It does seem to have incorrect padding as indicated, base64.b64decode() is successful if you add an '=' to the end, which adds padding.

base64.b64decode('iVBORw0KGgoAAAANSUhEUgAAAAgAAAAIAQMAAAD+wSzIAAAABlBMVEX///+/v7+jQ3Y5AAAADklEQVQI12P4AIX8EAgALgAD/aNpbtEAAAAASUVORK5CYII=')

If you're sure about this please share the original image so we can compare the encoding method.

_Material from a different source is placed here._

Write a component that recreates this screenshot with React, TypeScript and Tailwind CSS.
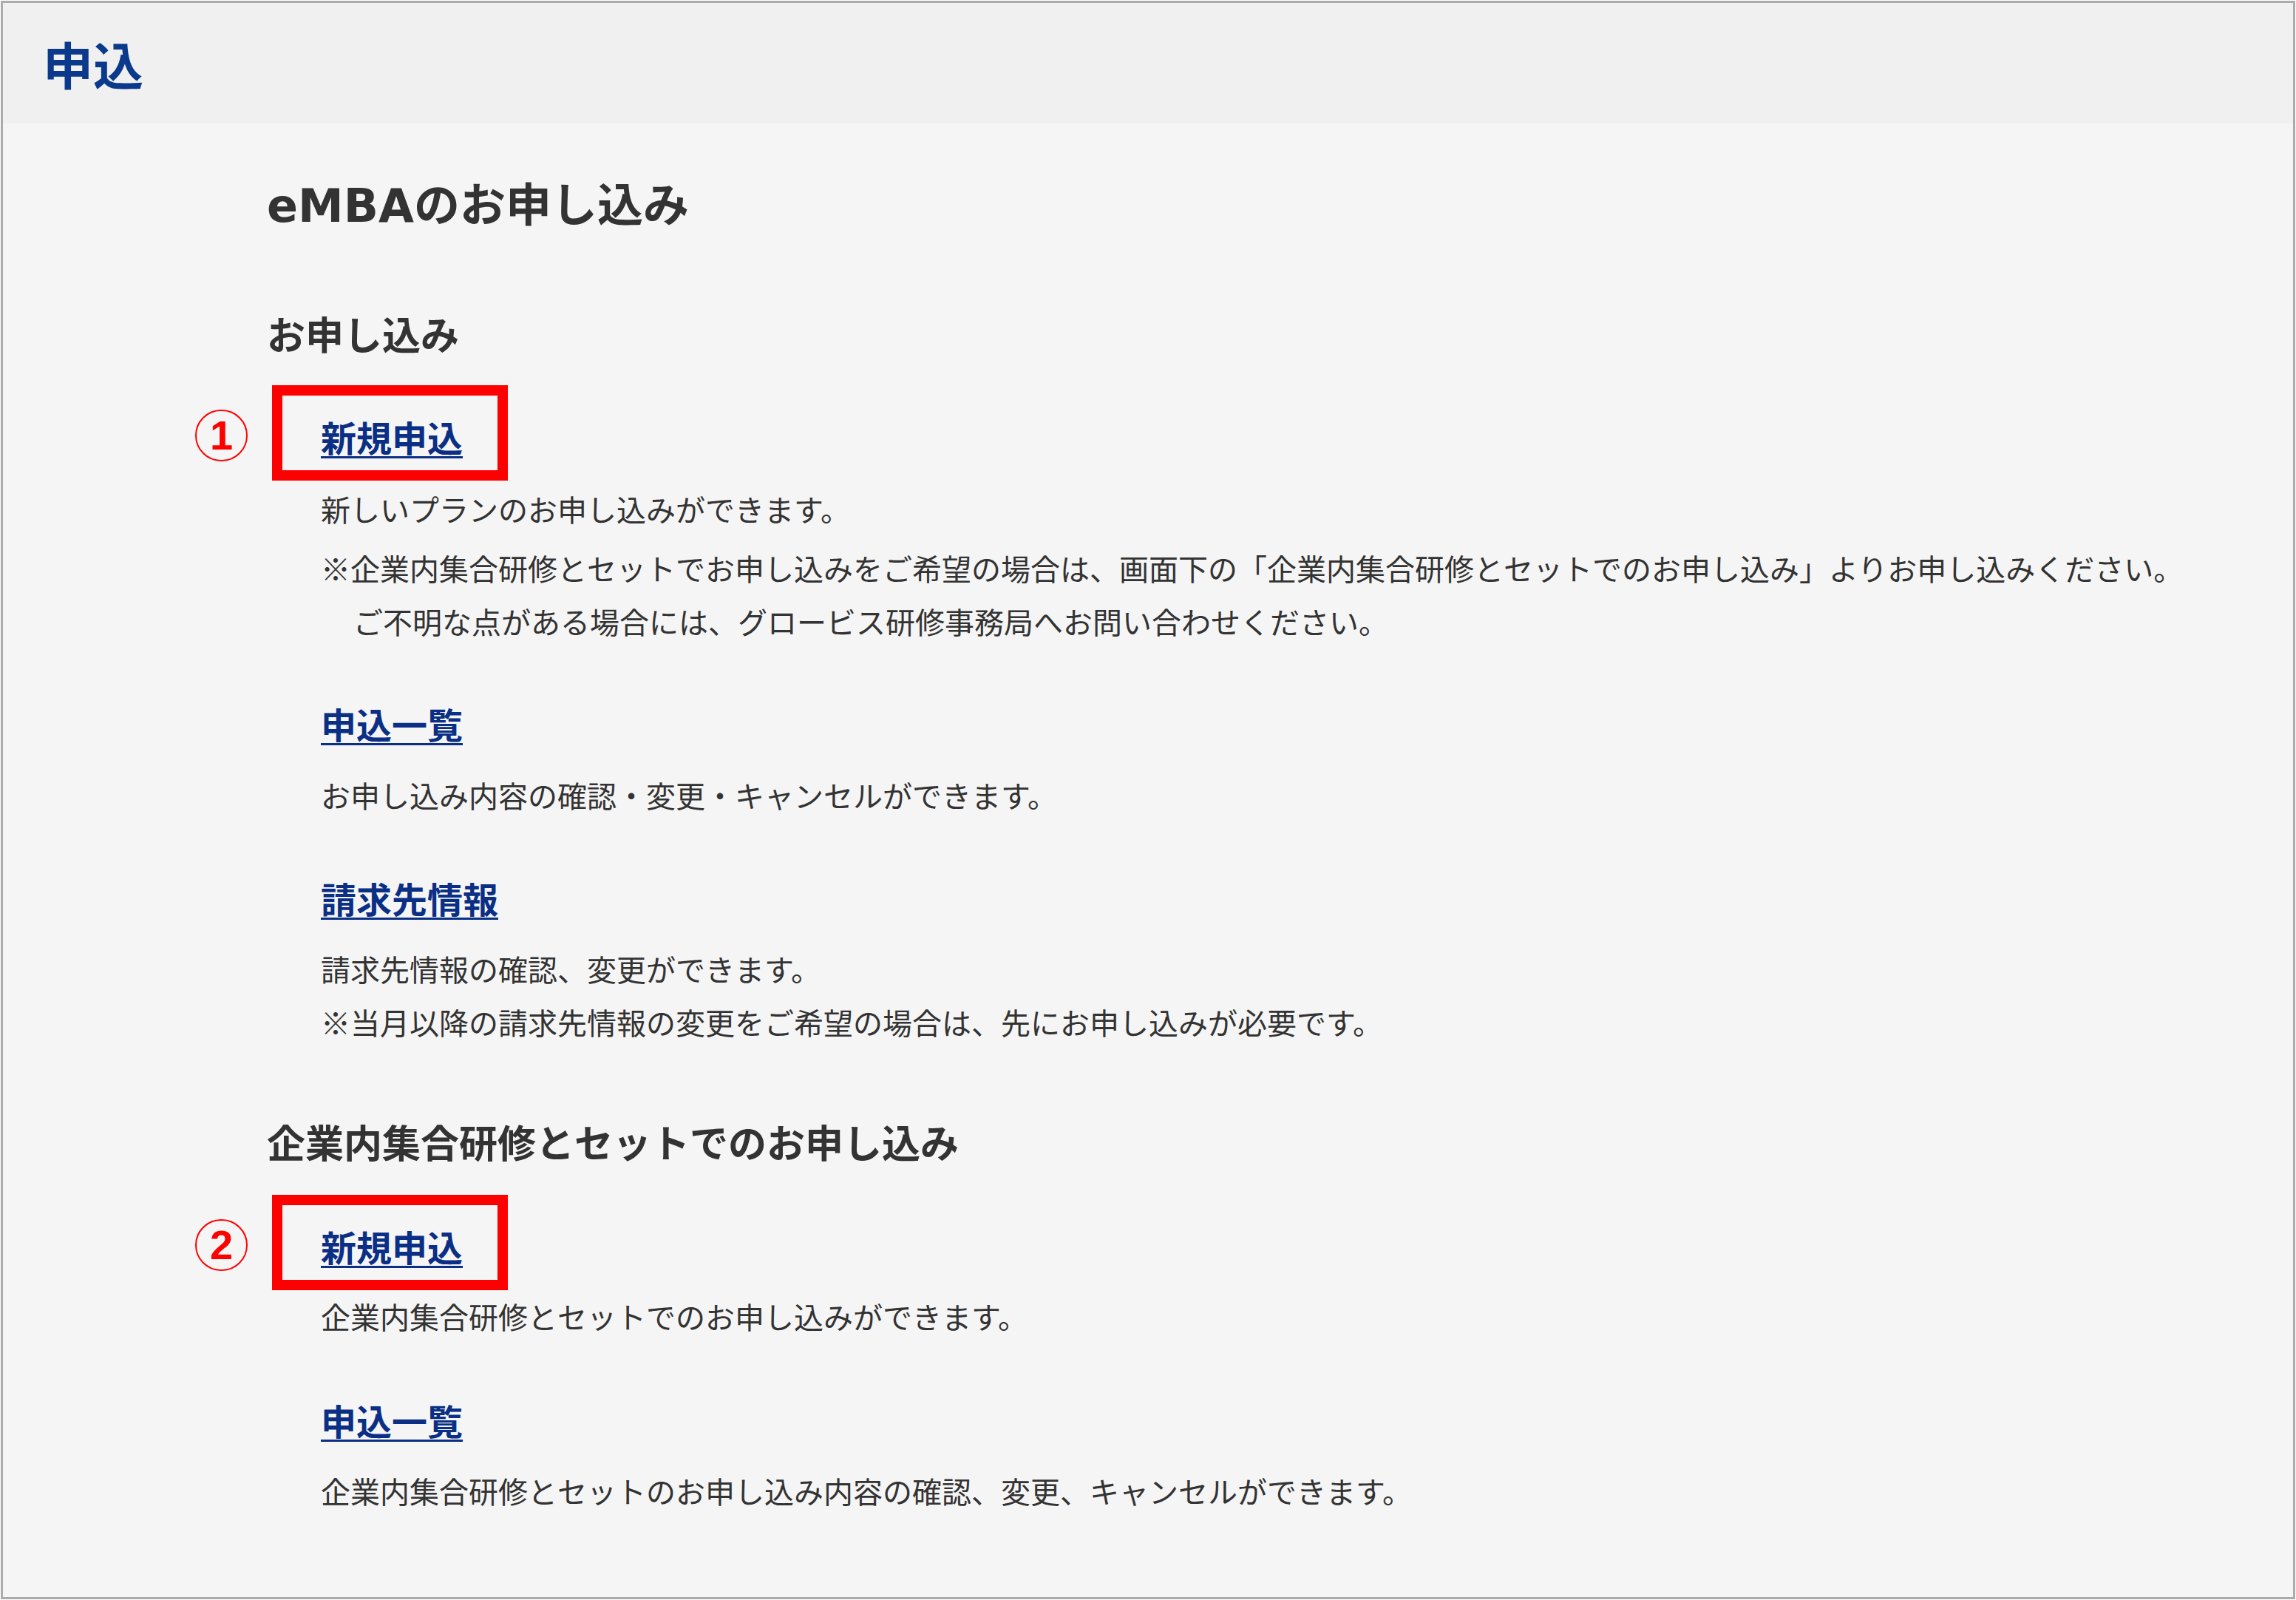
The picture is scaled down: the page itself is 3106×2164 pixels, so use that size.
import React from "react";

const CJK = '"Noto Sans CJK JP", "Noto Sans", sans-serif';
const TITLE = '"DejaVu Sans", "Noto Sans CJK JP", sans-serif';

function Marker({ n }: { n: string }) {
  return (
    <>
      <div className="absolute left-[-66px] top-[-37px] w-[319px] h-[129px] border-[14px] border-[#ff0000]" />
      <div
        className="absolute left-[-170px] top-[-4px] w-[71px] h-[70px] rounded-full border-2 border-[#ff0000] flex items-center justify-center text-[#ff0000] font-bold text-[56px] leading-none"
        style={{ fontFamily: '"Liberation Sans", sans-serif' }}
      >
        {n}
      </div>
    </>
  );
}

function LinkItem({ text, mt, marker }: { text: string; mt: string; marker?: string }) {
  return (
    <div className={`relative ml-[76px] h-[64px] ${mt}`}>
      <a
        href="#"
        className="text-[48px] leading-[64px] font-bold text-[#0a2f85] underline decoration-[3px] underline-offset-[6px]"
      >
        {text}
      </a>
      {marker ? <Marker n={marker} /> : null}
    </div>
  );
}

function Body({ lines, mt }: { lines: string[]; mt: string }) {
  return (
    <div className={`ml-[76px] text-[40px] leading-[72px] text-[#333333] whitespace-nowrap ${mt}`}>
      {lines.map((l, i) => (
        <div key={i} className={l.startsWith("　") ? "pl-[44px]" : ""}>
          {l.replace(/^　/, "")}
        </div>
      ))}
    </div>
  );
}

export default function App() {
  return (
    <div className="w-[3106px] h-[2164px] bg-white p-px" style={{ fontFamily: CJK }}>
      <div className="w-full h-full border-[3px] border-[#ababab] bg-[#f5f5f5] flex flex-col">
        <header className="h-[163px] bg-[#f0f0f0] flex items-center pl-[54px] shrink-0">
          <h1 className="text-[68px] leading-none font-bold text-[#0b3a8c]">申込</h1>
        </header>
        <main className="pl-[354px] flex flex-col">
          <h2
            className="mt-[72px] ml-[3px] text-[62px] leading-[80px] font-bold text-[#333333]"
            style={{ fontFamily: TITLE }}
          >
            eMBAのお申し込み
          </h2>

          <h3 className="mt-[96px] ml-[3px] text-[52px] leading-[72px] font-bold text-[#333333]">お申し込み</h3>

          <LinkItem text="新規申込" mt="mt-[71px]" marker="1" />
          <Body mt="mt-[30px]" lines={["新しいプランのお申し込みができます。"]} />
          <Body
            mt="mt-[8px]"
            lines={[
              "※企業内集合研修とセットでお申し込みをご希望の場合は、画面下の「企業内集合研修とセットでのお申し込み」よりお申し込みください。",
              "　ご不明な点がある場合には、グロービス研修事務局へお問い合わせください。",
            ]}
          />

          <LinkItem text="申込一覧" mt="mt-[70px]" />
          <Body mt="mt-[29px]" lines={["お申し込み内容の確認・変更・キャンセルができます。"]} />

          <LinkItem text="請求先情報" mt="mt-[71px]" />
          <Body
            mt="mt-[28px]"
            lines={["請求先情報の確認、変更ができます。", "※当月以降の請求先情報の変更をご希望の場合は、先にお申し込みが必要です。"]}
          />

          <h3 className="mt-[90px] ml-[3px] text-[52px] leading-[72px] font-bold text-[#333333]">
            企業内集合研修とセットでのお申し込み
          </h3>

          <LinkItem text="新規申込" mt="mt-[73px]" marker="2" />
          <Body mt="mt-[27px]" lines={["企業内集合研修とセットでのお申し込みができます。"]} />

          <LinkItem text="申込一覧" mt="mt-[72px]" />
          <Body
            mt="mt-[28px]"
            lines={["企業内集合研修とセットのお申し込み内容の確認、変更、キャンセルができます。"]}
          />
        </main>
      </div>
    </div>
  );
}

saket424 commented 1 month ago

Thanks the trailing = fixed the issue Now openedai-vision works with this small base64 encoded image in a nodered flow. thank you

{"id":"chatcmpl-1721141417","object":"chat.completion","created":1721141417,"model":"moondream2","system_fingerprint":"fp_111111111","choices":[{"index":0,"message":{"role":"assistant","content":" The image features a white background with four distinct gray squares. The squares are arranged in a square grid pattern, creating a visually appealing and symmetrical design. The gray squares are slightly darker than the white background, adding depth and contrast to the overall composition. The image does not contain any text or additional objects, and the relative positions of the squares remain constant throughout the image."},"logprobs":null,"finish_reason":"stop"}],"usage":{"prompt_tokens":0,"completion_tokens":0,"total_tokens":0}}